Python was designed (was Re: Multi-threading in Python vs Java)

rusi rustompmody at gmail.com
Mon Oct 21 08:50:27 EDT 2013


On Monday, October 21, 2013 2:13:52 PM UTC+5:30, Peter Cacioppi wrote:
> Specifically the following seems so misguided as to be deliberate trolling.

The same could be said for this below… but…

> 
> "One of the reasons multiple languages exist is because people find that 
> useful programming idioms and styles are *hard to use* or "ugly" in some 
> languages, so they create new languages with different syntax to make 
> those useful patterns easier to use."
> 
> 
> This is just profoundly wrong. If anything, different languages strive to 
> maintain common syntax. You can see foo.bar() as legal syntax meaning 
> essentially the same thing in C++, C#, Java and Python (and likely quite a 
> few other languages). There is NOT a deliberate effort to create new syntax 
> just for aesthetics, there is the exact opposite. There is a deliberate 
> effort to maintain consistency with the syntax of pre-existing languages.
> 
> 
> 
> Languages sprout up for a variety of reasons. C++ has very significant 
> functionality that doesn't exist in C. Java/C# can say the same thing to C++, 
> and Python to all of the others. 
> 
> 
> Please lets not pretend that it's all just ballpark equivalent facades 
> plastered on top of a Turing machine. New languages pop up to automate boring 
> and repetitive tasks that chew up your time in older languages. That's the
> trend - abstractions automating repetitious and error-prone tasks. 
> 
> 
> 
> Not "hey, this syntax isn't too my taste, I'm going to toodle it up".

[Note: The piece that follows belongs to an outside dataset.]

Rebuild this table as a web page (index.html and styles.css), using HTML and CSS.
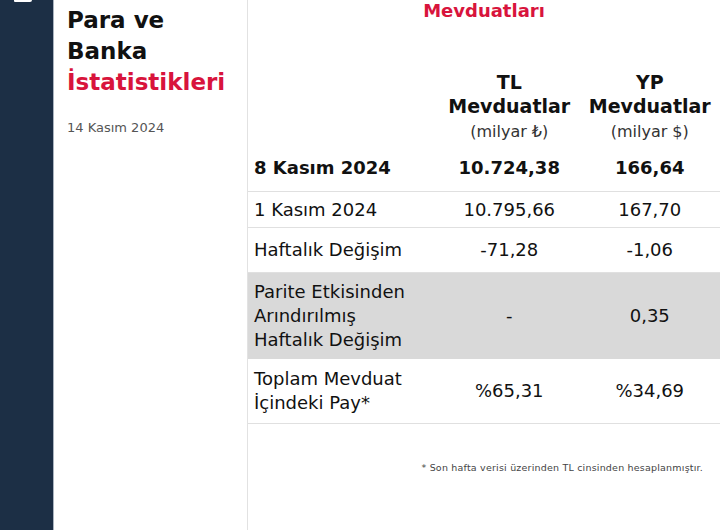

… but I am not going to do so.
Instead I reiterate:

The whole point of studying programming language semantics is just so that we can distinguish between the 'just toodle it up' differences and the bigger ones.
And so projects that take the Alice' Humpty Dumpty attitude:

"When I use a word," Humpty Dumpty said in rather a scornful tone, "it means just what I choose it to mean -- neither more nor less." 

should be treated with suspicion in correspondence with the scorn.